Viele Mobilfunk-Kunden gibt es nicht!

Financial Times Deutschland 22.03.2001

Zehn Prozent aller Mobilfunkkunden gibt es gar nicht
Betreiber suchen nach neuen Modellen, um Kunden zu halten und zum Geldausgeben zu animieren
Von Ulrike Sosalla und Guido Warlimont, Hannover

Die Mobilfunkbetreiber in Deutschland haben deutlich weniger Kunden als bisher angegeben. Wie die Chefs der vier deutschen Anbieter gestern in Hannover einräumten, gelten zwischen fünf und zehn Prozent der Kunden als inaktiv, das heißt, sie haben seit mehr als sechs Monaten nicht mehr im Netz telefoniert. Die Zahl der Mobilfunkkunden in Deutschland muss damit nach einer Studie des Mobilfunkdienstes Xonio von 48 auf 42 Millionen reduziert werden.

Das Eingeständnis, mit dem der britische Weltmarktführer Vodafone vergangene Woche vorgeprescht war (FTD vom 15.3.), verweist auf ein tieferliegendes Problem der Mobilfunkbetreiber in ganz Europa. Denn obwohl sie große Mengen an Kunden haben, wissen die Unternehmen nur sehr wenig über sie. Und vor allem nutzen sie dieses Wissen bisher nicht, um Kunden gezielt zu binden oder ihnen zusätzliche Dienste anzubieten. "Dadurch schöpfen die Mobilfunkbetreiber bisher nur einen Teil der möglichen Umsätze aus", sagt Andreas Hanitsch von PricewaterhouseCoopers.

Ein höherer Umsatz pro Kunde ist aber unerlässlich, wenn die Mobilfunkkonzeme jemals die hohen Investitionen in die neuen UMTS-Mobilfunkdienste der dritten Generation wieder hereinholen wollen. Der erste Schritt dazu ist die ehrliche Zählung der Kunden.

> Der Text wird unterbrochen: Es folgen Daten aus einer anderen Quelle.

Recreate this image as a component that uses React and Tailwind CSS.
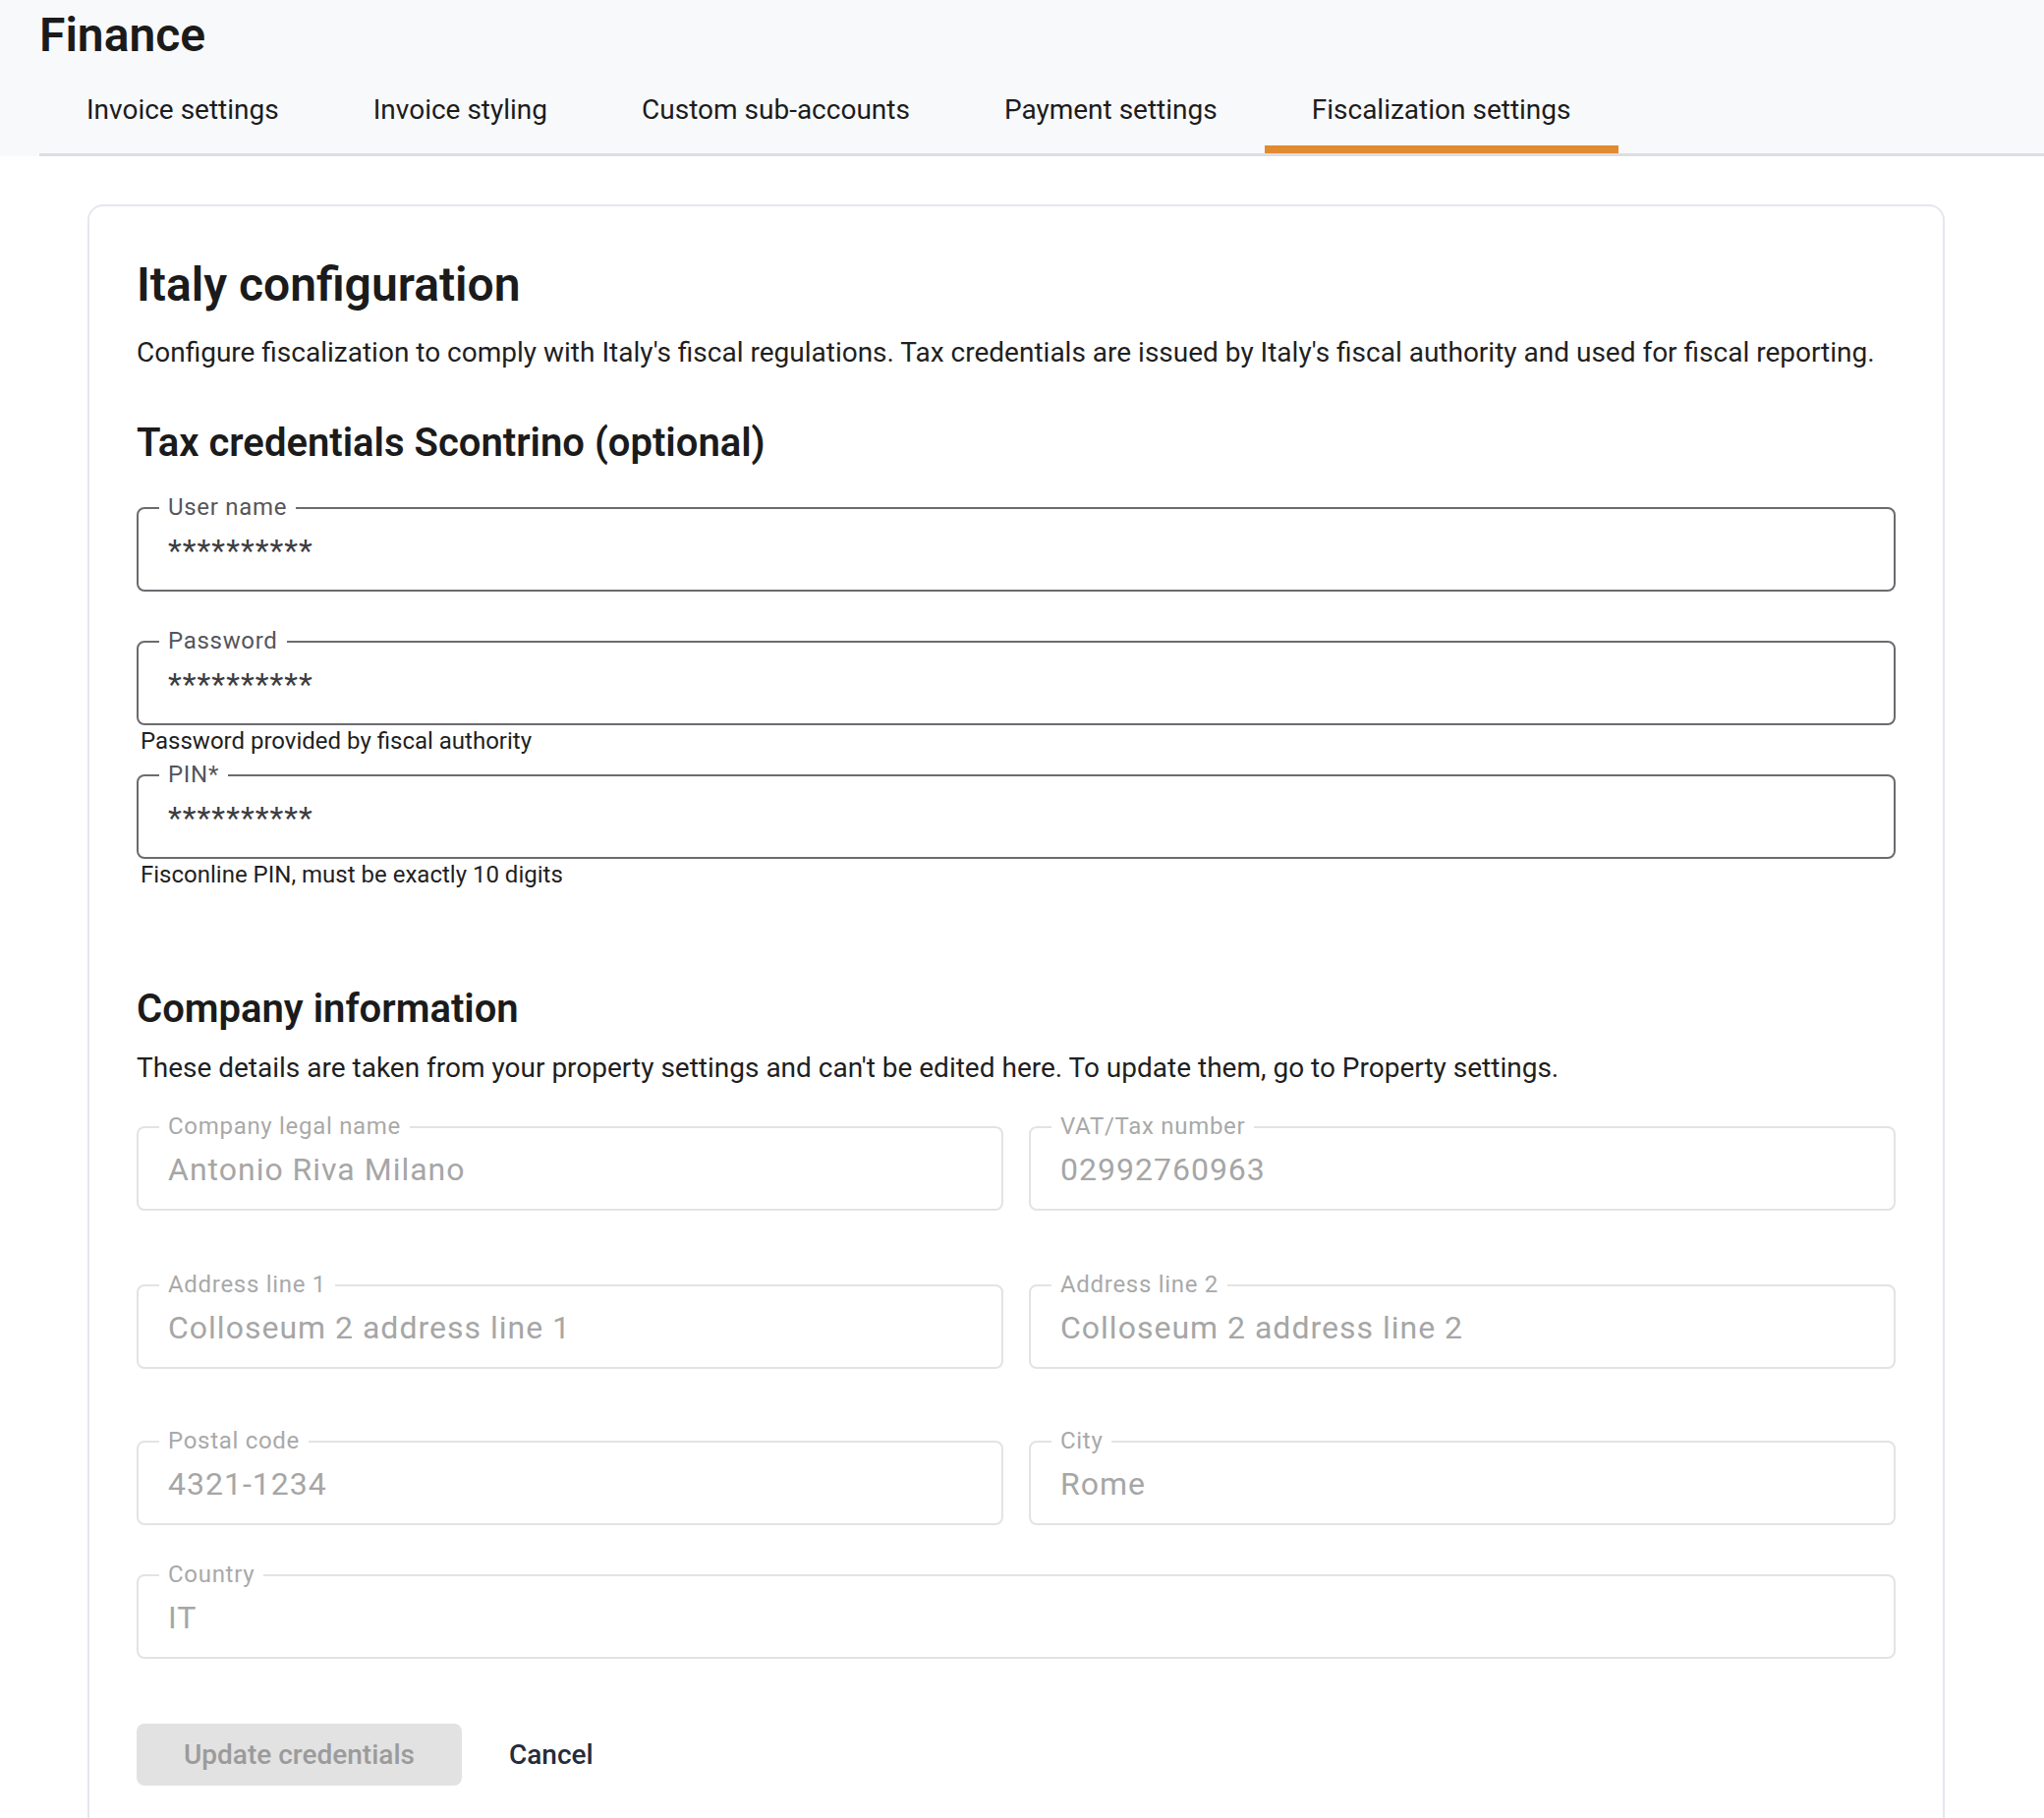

Viag-Interkom-Geschäftsführer Hans-Burghardt Ziermann sagte, sein Unternehmen habe einen Anteil von "deutlich unter neun Prozent" an passiven Kunden. Vodafone hatte für seine Kundenbasis die Marke von neun Prozent genannt. T-Mobil-Chef Rene Obermann sagte, rund 15 Prozent der Prepaid-Kunden hätten ihr Handy drei Monate oder länger nicht genutzt. Er will diese Kunden allerdings nicht abschreiben: "Sie können wieder aktiv werden." Aufgabe der Netzbetreiber sei es, dies zu erreichen. Er geht davon aus, dass in Deutschland Ende 2001 70 Prozent der Bevölkerung ein Handy besitzen, bezogen auf aktive Kunden dürfte dieser Anteil allerdings um rund zehn Prozentpunkte niedriger liegen. Doch nicht nur die inaktiven Nutzer verderben die schönen Kundenzahlen. Keinen Zugriff haben die Betreiber auch auf jene Kunden, die ihren Vertrag nicht direkt bei ihnen, sondern bei einem Service Provider unterschrieben haben. Bezieht man diese Firmen, von denen Debitel die größte ist, mit ein, haben die beiden D-Netz-Anbieter nicht mehr 20, sondern nur noch je 13 Millionen Kunden.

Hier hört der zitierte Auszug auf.